但是,在同时有两种过失的时候,货物损失的原因往往不是那么容易确定的,美国Schnell v. The Vallescura (1934)案例中,洋葱货物因通风不足导致腐烂损坏。法院认定损害原因部分是由于恶劣天气不得不关闭舱口和通风口,部分是由于船方在良好天气下也疏忽大意地关闭通风口,但是从事后判断的角度,却早已无法区分开尽因为恶劣天气不得已关闭舱口的通风口,以及在此之上的管船过失单独地对货物造成了什么程度、什么数量的损失,以及后续的承运人的对货物管理的过失的究竟占比多大,管船过失与管货过失的货损早已无法分清。本案中,法院认为在恶劣天气结束之后,船东未能在良好天气的情况加及时打开通风口,未能适当通风货物不属于航行或管理船舶方面的过失或错误,而属于货物管理范畴,如果承运人由于无法证明损失是由海难造成而须承担全部损失,那么当其无法证明多少损失归因于该原因时,也必须同样承担责任。从本案中可以看出,承运人对于货损原因、程度和数量的举证责任的转移,承运人必须具体证明多少损失归因于海难例外,不能仅证明部分损失与海难有关;其次,是承运人的责任范围的扩大:如果无法区分各因素导致的损失份额,承运人需承担本可由海难例外免责的部分。由此可以看出,在管船过失和管货过失方面,本案确立了一项特殊规则,即在损失原因不明或混合原因情况下,承运人承担不利后果。

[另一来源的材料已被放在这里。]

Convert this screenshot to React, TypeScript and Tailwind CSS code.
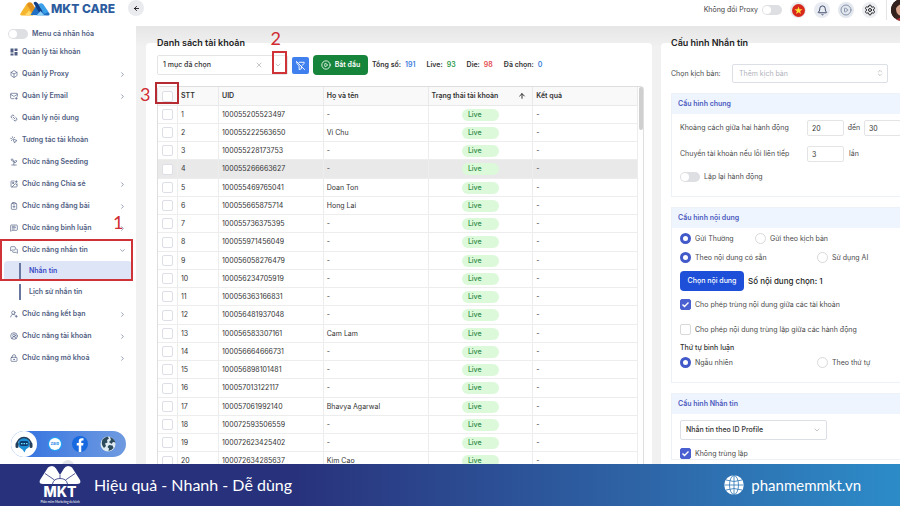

值得注意的是,美国COGSA《海上货物运输法》推翻了这一原则,增加了一条规定:如果货物灭失或损坏是因为承运人违反义务和承运人的过失以及一项或多项免责原因共同造成的,若没有证据表明货物或损坏的确切比例,则承运人或船舶的责任限额为该货物灭失或损失金额的一般。这一规定打破了承运人在举证不能的时候承担全部不利后果的规则,也与此前Schnell v. The Vallescura (1934)案当中确立的该原则截然相反。

第四章 行为本身构成两种过失

在实际案例当中,不乏有承运人的船长、船员、引航员及其他雇用人员的行为可能同时构成管船过失和管货过失,例如在常见的打压载水的情况当中,对船舶的压载行为通常被视为管理船舶的过失,但若是满足一定的情形,这也将构成管理货物的过失。比如由于开错阀门导致压载水注入货舱,在英国案例Robin Hood Flour Mills, Ltd. v. N. M. Paterson & Sons, Ltd. The “Farrandoc”当中,阀门被标记了是连通货舱的通道,因此船员对该阀门的操作并不被认为是单纯的管理船舶的行为,应当视为在管理货物方面也存在一定的过失,也正是由此,这一因素成为了该案认定承运人构成管货过失的其中一项原因。